## begin

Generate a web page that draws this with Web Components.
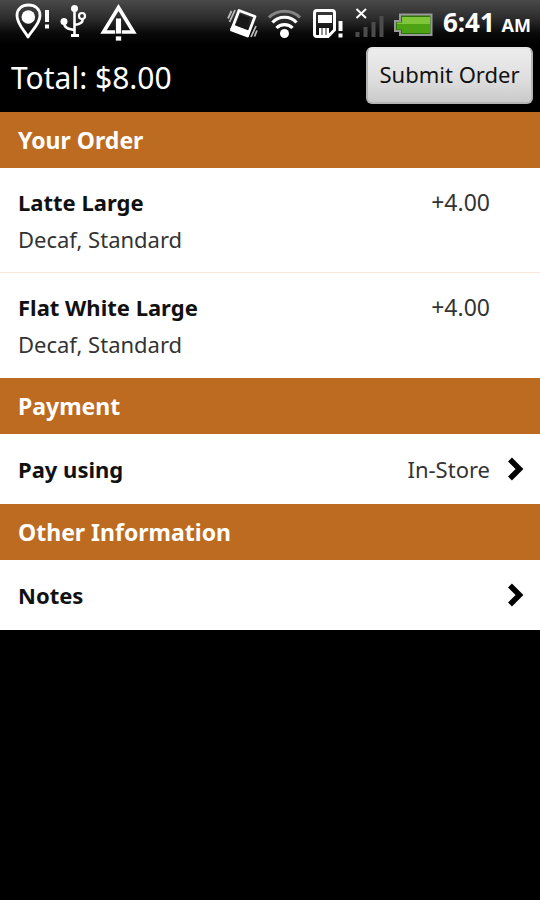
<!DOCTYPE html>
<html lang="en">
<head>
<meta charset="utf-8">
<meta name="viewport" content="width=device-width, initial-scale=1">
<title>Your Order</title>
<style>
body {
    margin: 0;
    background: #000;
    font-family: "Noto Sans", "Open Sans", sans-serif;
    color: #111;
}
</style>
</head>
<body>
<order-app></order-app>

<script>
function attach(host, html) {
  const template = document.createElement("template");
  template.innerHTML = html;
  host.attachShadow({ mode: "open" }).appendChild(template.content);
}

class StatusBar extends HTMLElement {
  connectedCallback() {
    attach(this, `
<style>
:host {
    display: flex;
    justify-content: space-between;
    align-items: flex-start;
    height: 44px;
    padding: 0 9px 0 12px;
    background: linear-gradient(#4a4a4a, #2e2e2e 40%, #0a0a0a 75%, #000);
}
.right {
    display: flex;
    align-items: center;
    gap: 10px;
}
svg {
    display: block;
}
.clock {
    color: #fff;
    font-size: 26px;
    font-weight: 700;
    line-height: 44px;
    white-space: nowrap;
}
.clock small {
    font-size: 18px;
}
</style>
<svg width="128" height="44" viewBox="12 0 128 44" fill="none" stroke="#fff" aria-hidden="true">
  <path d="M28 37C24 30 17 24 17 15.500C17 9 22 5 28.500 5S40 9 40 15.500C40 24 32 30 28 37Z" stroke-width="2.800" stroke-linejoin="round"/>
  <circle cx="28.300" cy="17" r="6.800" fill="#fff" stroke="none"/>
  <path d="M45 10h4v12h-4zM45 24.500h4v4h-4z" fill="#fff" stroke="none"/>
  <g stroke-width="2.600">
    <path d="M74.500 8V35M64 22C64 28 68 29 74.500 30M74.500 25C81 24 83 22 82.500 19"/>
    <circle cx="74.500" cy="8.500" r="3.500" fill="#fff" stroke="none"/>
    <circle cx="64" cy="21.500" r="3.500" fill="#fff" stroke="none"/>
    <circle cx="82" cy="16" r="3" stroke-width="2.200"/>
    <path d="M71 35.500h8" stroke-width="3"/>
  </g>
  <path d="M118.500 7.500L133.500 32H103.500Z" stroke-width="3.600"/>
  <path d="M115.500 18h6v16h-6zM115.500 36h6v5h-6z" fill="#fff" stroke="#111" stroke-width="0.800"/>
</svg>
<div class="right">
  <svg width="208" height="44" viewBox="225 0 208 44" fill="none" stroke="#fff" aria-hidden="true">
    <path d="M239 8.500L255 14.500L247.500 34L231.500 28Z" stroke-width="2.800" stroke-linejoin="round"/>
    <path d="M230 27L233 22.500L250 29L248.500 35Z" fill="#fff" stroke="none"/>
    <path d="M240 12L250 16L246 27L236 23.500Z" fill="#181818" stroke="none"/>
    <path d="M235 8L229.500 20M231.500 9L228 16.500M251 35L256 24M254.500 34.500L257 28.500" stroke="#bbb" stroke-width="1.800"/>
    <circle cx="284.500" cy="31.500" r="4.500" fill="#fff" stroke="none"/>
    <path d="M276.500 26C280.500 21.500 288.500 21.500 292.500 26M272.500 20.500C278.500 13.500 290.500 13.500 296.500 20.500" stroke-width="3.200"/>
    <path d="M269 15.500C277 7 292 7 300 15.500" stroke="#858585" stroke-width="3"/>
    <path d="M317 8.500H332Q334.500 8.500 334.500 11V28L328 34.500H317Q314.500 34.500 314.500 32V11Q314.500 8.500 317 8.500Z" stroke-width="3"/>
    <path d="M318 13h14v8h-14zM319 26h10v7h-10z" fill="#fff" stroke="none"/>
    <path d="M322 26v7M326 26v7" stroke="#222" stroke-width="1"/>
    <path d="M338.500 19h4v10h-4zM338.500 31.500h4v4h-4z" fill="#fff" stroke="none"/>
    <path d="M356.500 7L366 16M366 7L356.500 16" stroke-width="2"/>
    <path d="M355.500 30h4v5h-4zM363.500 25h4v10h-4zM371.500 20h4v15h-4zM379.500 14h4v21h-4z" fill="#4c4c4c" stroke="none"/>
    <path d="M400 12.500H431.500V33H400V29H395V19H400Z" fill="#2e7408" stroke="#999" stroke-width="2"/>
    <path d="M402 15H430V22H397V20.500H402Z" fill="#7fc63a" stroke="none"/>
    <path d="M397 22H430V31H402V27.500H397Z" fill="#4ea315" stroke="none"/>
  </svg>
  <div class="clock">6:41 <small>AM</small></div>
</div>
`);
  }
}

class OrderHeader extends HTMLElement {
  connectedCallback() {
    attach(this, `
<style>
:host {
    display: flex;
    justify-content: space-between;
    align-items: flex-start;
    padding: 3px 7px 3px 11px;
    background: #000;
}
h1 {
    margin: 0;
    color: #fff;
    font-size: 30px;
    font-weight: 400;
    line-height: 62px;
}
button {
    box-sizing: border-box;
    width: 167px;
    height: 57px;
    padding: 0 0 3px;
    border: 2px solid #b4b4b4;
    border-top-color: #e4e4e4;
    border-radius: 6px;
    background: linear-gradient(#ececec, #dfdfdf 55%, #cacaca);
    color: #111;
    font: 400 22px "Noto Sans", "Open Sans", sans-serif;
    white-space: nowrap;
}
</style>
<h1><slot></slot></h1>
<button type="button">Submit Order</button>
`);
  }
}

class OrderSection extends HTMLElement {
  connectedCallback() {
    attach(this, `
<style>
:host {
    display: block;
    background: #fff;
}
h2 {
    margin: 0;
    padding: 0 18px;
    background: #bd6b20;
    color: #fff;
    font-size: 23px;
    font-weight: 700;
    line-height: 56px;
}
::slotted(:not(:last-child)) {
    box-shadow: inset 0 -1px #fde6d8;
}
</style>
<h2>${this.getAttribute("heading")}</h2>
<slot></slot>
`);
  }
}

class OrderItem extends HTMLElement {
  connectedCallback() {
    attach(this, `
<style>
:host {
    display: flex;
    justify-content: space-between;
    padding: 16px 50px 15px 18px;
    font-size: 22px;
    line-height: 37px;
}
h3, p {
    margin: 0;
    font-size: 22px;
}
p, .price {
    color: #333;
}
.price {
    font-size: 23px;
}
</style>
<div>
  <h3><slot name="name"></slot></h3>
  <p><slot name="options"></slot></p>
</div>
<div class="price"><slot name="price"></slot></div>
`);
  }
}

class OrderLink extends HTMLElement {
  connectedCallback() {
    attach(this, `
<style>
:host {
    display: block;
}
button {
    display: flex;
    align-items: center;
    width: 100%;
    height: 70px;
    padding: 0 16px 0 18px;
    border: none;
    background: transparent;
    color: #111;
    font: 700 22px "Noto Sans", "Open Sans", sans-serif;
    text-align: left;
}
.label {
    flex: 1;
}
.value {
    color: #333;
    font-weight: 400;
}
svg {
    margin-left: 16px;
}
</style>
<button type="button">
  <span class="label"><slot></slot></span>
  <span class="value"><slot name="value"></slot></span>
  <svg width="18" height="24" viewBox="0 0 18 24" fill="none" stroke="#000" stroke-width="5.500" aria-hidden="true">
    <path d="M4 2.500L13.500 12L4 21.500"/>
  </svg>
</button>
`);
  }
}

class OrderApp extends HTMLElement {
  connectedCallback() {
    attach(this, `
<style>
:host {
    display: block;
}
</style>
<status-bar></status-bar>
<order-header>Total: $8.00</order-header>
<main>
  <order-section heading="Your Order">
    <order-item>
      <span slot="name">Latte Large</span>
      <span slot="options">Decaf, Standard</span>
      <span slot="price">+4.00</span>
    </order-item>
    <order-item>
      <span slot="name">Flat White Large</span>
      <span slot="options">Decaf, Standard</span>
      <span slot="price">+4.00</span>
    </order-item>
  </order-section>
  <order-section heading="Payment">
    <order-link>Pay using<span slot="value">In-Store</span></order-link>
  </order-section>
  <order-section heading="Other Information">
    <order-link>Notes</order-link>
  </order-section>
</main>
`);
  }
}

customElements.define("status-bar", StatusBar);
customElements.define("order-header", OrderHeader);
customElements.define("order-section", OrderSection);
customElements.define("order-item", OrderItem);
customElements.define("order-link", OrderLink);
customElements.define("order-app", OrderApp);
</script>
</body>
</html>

## end

## [Written task]
Take the material above from its first line through the line holding "<order-app></order-app>" and set it down exactly, without the pictures.

## [Task solution]
Generate a web page that draws this with Web Components.
<!DOCTYPE html>
<html lang="en">
<head>
<meta charset="utf-8">
<meta name="viewport" content="width=device-width, initial-scale=1">
<title>Your Order</title>
<style>
body {
    margin: 0;
    background: #000;
    font-family: "Noto Sans", "Open Sans", sans-serif;
    color: #111;
}
</style>
</head>
<body>
<order-app></order-app>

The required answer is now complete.